Nerve infiltration has been implicated in the formation and progression of several solid tumor types including prostate, gastric, and pancreatic cancers. However, despite its neural origin, melanoma innervation has not been previously reported. In our preliminary studies, we discovered that melanoma tumor tissues from patient samples and mouse models are highly innervated. This innervation is dependent on tumor cell expression of nerve growth factor (NGF), as targeted NGF depletion eliminates intratumoral nerve fibers. Importantly, melanoma denervation via NGF knockdown or chemical sympathectomy dramatically reduces tumor burdens by remodeling the tumor microenvironment (TME). This TME reprogramming is associated with increased cytokine and chemokine expression, CD103+ DC activation, and CD8+ T cell recruitment, suggesting that NGF or nerve-derived neurotransmitters support tumor growth by suppressing antitumor immunity. Importantly, we confirmed this inverse correlation between tumor innervation and inflammation using clinical samples: melanomas expressing low levels of NGF are immunologically hot and associated with improved patient survival. These findings inspire our central hypothesis that NGF-mediated innervation of the tumor microenvironment can be exploited pharmacologically to reverse immunosuppression. In this study, we will test this hypothesis with the following three aims:
Aim 1 will dissect molecular mechanisms of NGF-mediated remodeling of the intratumor immune microenvironment.

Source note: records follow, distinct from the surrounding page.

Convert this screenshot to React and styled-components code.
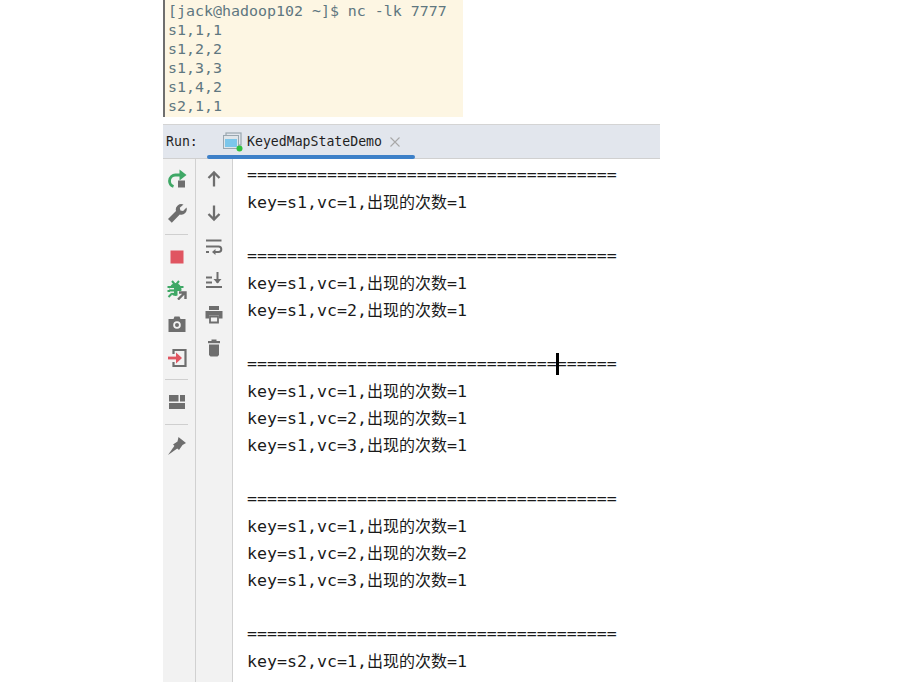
import React from "react";
import styled, { createGlobalStyle } from "styled-components";

const GlobalStyle = createGlobalStyle`
  html, body {
    margin: 0;
    padding: 0;
    height: 100%;
    background: #ffffff;
    overflow: hidden;
  }
`;

const Page = styled.div`
  width: 497px;
  height: 682px;
  margin-left: 163px;
  display: flex;
  flex-direction: column;
  overflow: hidden;
`;

const Terminal = styled.pre`
  width: 295px;
  height: 115px;
  margin: 0;
  padding: 2px 0 0 3px;
  border-left: 2px solid #6f6f6f;
  background: #fdf6e3;
  color: #5f7780;
  font-family: "DejaVu Sans Mono", monospace;
  font-size: 14.95px;
  line-height: 19px;
`;

const Panel = styled.section`
  margin-top: 7px;
  flex: 1;
  display: flex;
  flex-direction: column;
  min-height: 0;
`;

const Header = styled.header`
  height: 35px;
  flex: none;
  position: relative;
  display: flex;
  align-items: center;
  background: #e2e6ed;
  border-top: 1px solid #d4d4d4;
  border-bottom: 1px solid #d0d0d0;
  box-sizing: border-box;
  font-family: "DejaVu Sans Mono", monospace;
  font-size: 13.2px;
  color: #1f1f1f;
`;

const RunLabel = styled.span`
  margin-left: 3px;
  width: 57px;
`;

const Tab = styled.div`
  display: flex;
  align-items: center;
  gap: 4px;
`;

const CloseX = styled.svg`
  margin-left: 3px;
`;

const TabUnderline = styled.div`
  position: absolute;
  left: 44px;
  bottom: -1px;
  width: 208px;
  height: 4px;
  border-radius: 2px;
  background: #3d80c8;
`;

const Body = styled.div`
  flex: 1;
  display: flex;
  min-height: 0;
`;

const Strip = styled.div`
  width: ${props => props.width}px;
  flex: none;
  box-sizing: border-box;
  background: #f2f2f2;
  border-right: 1px solid #d1d1d1;
  display: flex;
  flex-direction: column;
  align-items: center;
  padding: 3px ${props => props.inset}px 0 0;
`;

const Tool = styled.div`
  width: 22px;
  height: 33.7px;
  flex: none;
  display: flex;
  align-items: center;
  justify-content: center;
`;

const Divider = styled.div`
  width: 23px;
  height: 1px;
  flex: none;
  background: #cfcfcf;
  margin: 4.75px 0;
`;

const Console = styled.div`
  position: relative;
  flex: 1;
  padding: 2px 0 0 14px;
  font-family: "DejaVu Sans Mono", monospace;
  font-size: 16.6px;
  color: #1a1a1a;
`;

const Line = styled.div`
  height: 27px;
  line-height: 27px;
  white-space: pre;
`;

const Cjk = styled.span`
  font-family: "Noto Sans CJK SC", sans-serif;
  font-size: 16px;
`;

const Caret = styled.div`
  position: absolute;
  left: 323px;
  top: 194px;
  width: 3px;
  height: 22px;
  background: #000000;
`;

const Icon = ({ children }) => (
  <svg width="20" height="20" viewBox="0 0 20 20" fill="none">{children}</svg>
);

const grey = "#6e6e6e";
const green = "#3fa866";
const red = "#e05561";

const RerunIcon = () => (
  <Icon>
    <path d="M13 6H9a6 6 0 0 0-6.500 6A6 6 0 0 0 6.500 17.500" stroke={green} strokeWidth="2.800" />
    <path d="M12.500 0.500l7 5.500-7 5.500z" fill={green} />
    <rect x="11" y="11.500" width="7" height="7" fill={grey} />
  </Icon>
);

const WrenchIcon = () => (
  <Icon>
    <path d="M1 16l8-8a5.500 5.500 0 0 1 7.500-6.500l-3.700 3.200.6 2.700 2.700.6 3.400-3.500a5.500 5.500 0 0 1-6.700 7l-8 8.200z" fill={grey} />
  </Icon>
);

const StopIcon = () => (
  <Icon><rect x="3.500" y="3.500" width="13" height="13" fill={red} /></Icon>
);

const BugIcon = () => (
  <Icon>
    <ellipse cx="8.500" cy="9.500" rx="6" ry="6.500" fill={green} />
    <path d="M5 1l2.500 3M12 1L9.500 4M0.500 7h4M0.500 11h4M1.500 17l3-3M12 7h4.500" stroke={green} strokeWidth="2" />
    <rect x="3" y="8" width="4" height="1.400" fill="#f2f2f2" />
    <rect x="3" y="11.500" width="4" height="1.400" fill="#f2f2f2" />
    <rect x="10.500" y="11" width="9.500" height="9" fill="#f2f2f2" />
    <path d="M11 19.500l6-6M12 12.500h6.500v6.500" stroke={grey} strokeWidth="2.400" />
  </Icon>
);

const CameraIcon = () => (
  <Icon>
    <path d="M1.500 5h5l1-2.500h5l1 2.500h5v13h-17z" fill={grey} />
    <circle cx="10" cy="11" r="3.800" fill="#f2f2f2" />
    <circle cx="10" cy="11" r="2" fill={grey} />
  </Icon>
);

const LoginIcon = () => (
  <Icon>
    <path d="M6.500 6V2h12v16h-12v-4" stroke={grey} strokeWidth="2.200" />
    <path d="M1 10h9" stroke={red} strokeWidth="2.800" />
    <path d="M9 4.500l6 5.500-6 5.500z" fill={red} />
  </Icon>
);

const LayoutIcon = () => (
  <Icon>
    <rect x="2" y="3" width="9.500" height="6.500" fill={grey} />
    <rect x="13" y="3" width="5" height="6.500" fill={grey} />
    <rect x="2" y="11" width="16" height="6" fill={grey} />
  </Icon>
);

const PinIcon = () => (
  <Icon>
    <path d="M11.500 1L19 7l-3.500 2L12 14 6 8.500l4.500-3z" fill={grey} />
    <path d="M8 9L1 19l10-7z" fill={grey} />
  </Icon>
);

const ArrowIcon = ({ up }) => (
  <Icon>
    {up
      ? <path d="M10 17.500V3.500M4.500 9L10 3.500 15.500 9" stroke={grey} strokeWidth="2.300" />
      : <path d="M10 2.500v14M4.500 11l5.500 5.500 5.500-5.500" stroke={grey} strokeWidth="2.300" />}
  </Icon>
);

const WrapIcon = () => (
  <Icon>
    <path d="M2 4.500h15.500" stroke={grey} strokeWidth="2" />
    <path d="M2 10.500h12.500a2.800 2.800 0 0 1 0 5.600H10" stroke={grey} strokeWidth="2" />
    <path d="M2 16h3" stroke={grey} strokeWidth="2" />
    <path d="M11.500 13l-3.500 3 3.500 3z" fill={grey} />
  </Icon>
);

const ScrollEndIcon = () => (
  <Icon>
    <path d="M2 17h16M2 7.500h6M2 12.500h6M13.500 2v11" stroke={grey} strokeWidth="2" />
    <path d="M9.500 9l4 4.500 4-4.500z" fill={grey} />
  </Icon>
);

const PrintIcon = () => (
  <Icon>
    <rect x="5" y="2" width="10" height="4" fill={grey} />
    <path d="M1.500 7h17v7.500H15v-3H5v3H1.500z" fill={grey} />
    <path d="M6 12.500h8v6H6z" stroke={grey} strokeWidth="1.800" />
  </Icon>
);

const TrashIcon = () => (
  <Icon>
    <rect x="4" y="4" width="12" height="2.200" fill={grey} />
    <rect x="7.500" y="2.500" width="5" height="2" fill={grey} />
    <path d="M5 7.500h10v10.500l-1.500 1.500h-7L5 18z" fill={grey} />
  </Icon>
);

const AppWindowIcon = () => (
  <svg width="20" height="20" viewBox="0 0 20 20" fill="none">
    <rect x="3" y="1" width="15" height="12" stroke="#9aa7b0" strokeWidth="1.200" />
    <rect x="0.500" y="3.500" width="15" height="13" fill="#dfe5ea" stroke="#9aa7b0" strokeWidth="1" />
    <rect x="2" y="7" width="12" height="8" fill="#7cc6ea" />
    <circle cx="16.500" cy="16.500" r="3" fill="#2fc13f" />
  </svg>
);

const rule = "=".repeat(37);

const groups = [
  [["s1", 1, 1]],
  [["s1", 1, 1], ["s1", 2, 1]],
  [["s1", 1, 1], ["s1", 2, 1], ["s1", 3, 1]],
  [["s1", 1, 1], ["s1", 2, 2], ["s1", 3, 1]],
  [["s2", 1, 1]],
];

const App = () => (
  <Page>
    <GlobalStyle />
    <Terminal>{`[jack@hadoop102 ~]$ nc -lk 7777
s1,1,1
s1,2,2
s1,3,3
s1,4,2
s2,1,1`}</Terminal>
    <Panel>
      <Header>
        <RunLabel>Run:</RunLabel>
        <Tab>
          <AppWindowIcon />
          <span>KeyedMapStateDemo</span>
          <CloseX width="12" height="12" viewBox="0 0 12 12">
            <path d="M1.500 1.500l9 9M10.500 1.500l-9 9" stroke="#a8a8a8" strokeWidth="1.100" />
          </CloseX>
        </Tab>
        <TabUnderline />
      </Header>
      <Body>
        <Strip width={33} inset={5}>
          <Tool><RerunIcon /></Tool>
          <Tool><WrenchIcon /></Tool>
          <Divider />
          <Tool><StopIcon /></Tool>
          <Tool><BugIcon /></Tool>
          <Tool><CameraIcon /></Tool>
          <Tool><LoginIcon /></Tool>
          <Divider />
          <Tool><LayoutIcon /></Tool>
          <Divider />
          <Tool><PinIcon /></Tool>
        </Strip>
        <Strip width={37} inset={1}>
          <Tool><ArrowIcon up /></Tool>
          <Tool><ArrowIcon /></Tool>
          <Tool><WrapIcon /></Tool>
          <Tool><ScrollEndIcon /></Tool>
          <Tool><PrintIcon /></Tool>
          <Tool><TrashIcon /></Tool>
        </Strip>
        <Console>
          {groups.map((lines, i) => (
            <div key={i}>
              <Line>{rule}</Line>
              {lines.map((row, j) => (
                <Line key={j}>key={row[0]},vc={row[1]},<Cjk>出现的次数</Cjk>={row[2]}</Line>
              ))}
              <Line />
            </div>
          ))}
          <Caret />
        </Console>
      </Body>
    </Panel>
  </Page>
);

export default App;
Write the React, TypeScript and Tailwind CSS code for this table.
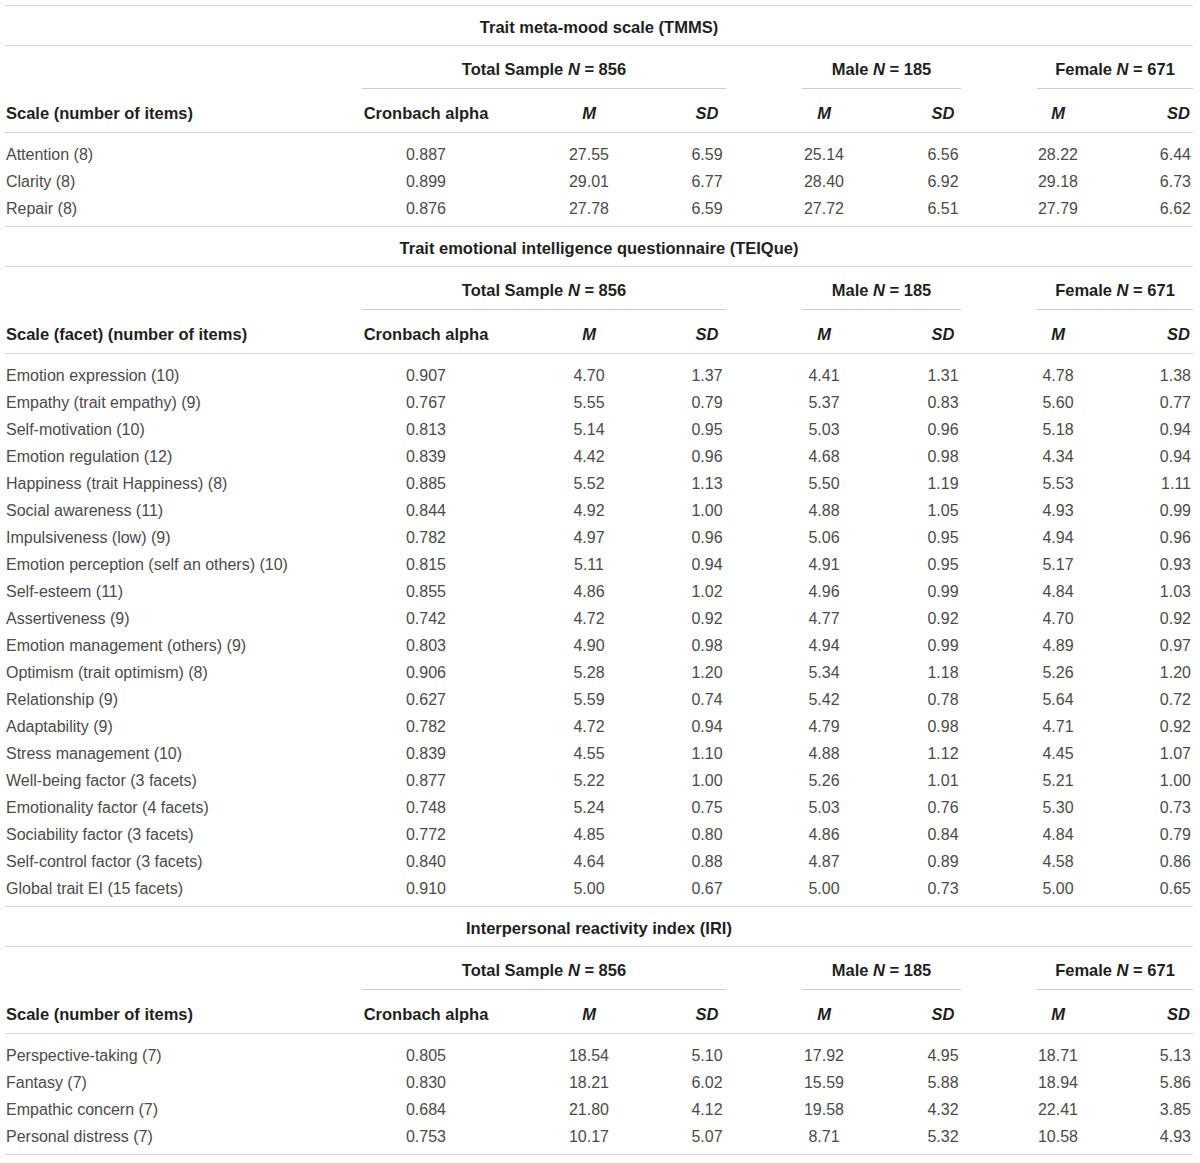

Aim 2 will dissect molecular mechanisms by which NGF regulates T cell activation.
Aim 3 will determine the pre-clinical efficacy of a therapeutic strategy combining NGF axis inhibition and immune checkpoint blockade against melanoma. Findings from the proposed studies will lay the foundation upon which potential combinational therapies can be developed to combat this disease.
Cancer immunotherapy has shown great promise in combatting cancer, but interactions between cancer cells and the immune system or anti-tumor immune response within the tumor microenvironment remain to be explored to increase the potential of this approach as a major arsenal for cancer treatment.